About — Time to Fly?
Time to Fly? is built to help paramotor pilots spot potential flight windows quickly. Instead of digging through pages of forecast data, this tool highlights the next morning and evening opportunities at a glance.
How flight windows are identified
- Primary windows: The periods around sunrise and sunset are scanned as candidate morning and evening windows.
- Weather inputs: Hourly forecast values — wind speed, gusts, temperature, visibility, precipitation probability, and timestamps — are used to construct and score each window for the selected location and time zone.

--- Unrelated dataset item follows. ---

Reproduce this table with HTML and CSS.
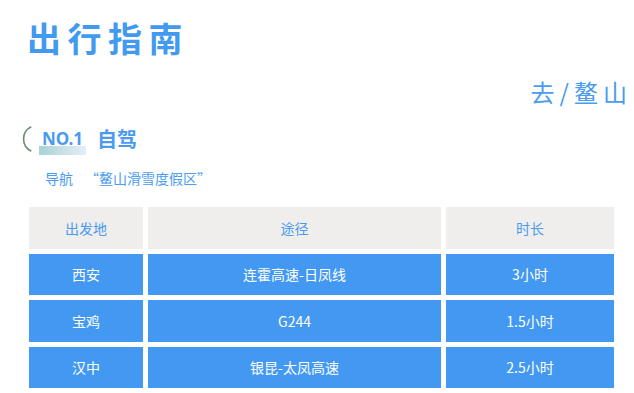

- Classification: Each hour is labeled with a status such as Smooth, Bumpy, Very Bumpy, Wind High, or Thermic to indicate expected flight begin and end times, and quality.
- Low-light reminders: Early-dawn and late-dusk periods are flagged as With Strobe to note visibility considerations and lighting requirements.
- Thermic activity: Hours likely to produce thermal turbulence are highlighted to help pilots avoid rough air during takeoff and landing periods.
- Window trimming: Very short windows, windows already in the past, or windows overridden by poor conditions are removed so only meaningful upcoming opportunities are shown.
When a window is eliminated entirely
Flight windows are removed when conditions exceed conservative safety limits, ensuring only realistically flyable periods are shown. A window is excluded if any of the following apply:
- Rain risk: Precipitation probability ≥ 40% or measurable rain is forecast
- Visibility: < 1 mile (1.6 km)
- Winds: Sustained > 12 mph (19 km/h) or gusts > 14 mph (23 km/h)
- Flight duration: Less than two hours of usable flyable time remain after applying the filters above
These rules keep the display focused on windows that are realistically usable and reduce the chance of planning around marginal or unsafe conditions.
Notes
- This page provides a quick, conservative overview — it is not a substitute for a full pre-flight weather briefing or checking local NOTAMs.
- For detailed altitude-level winds, follow the provided PPG.report link when available for a given window.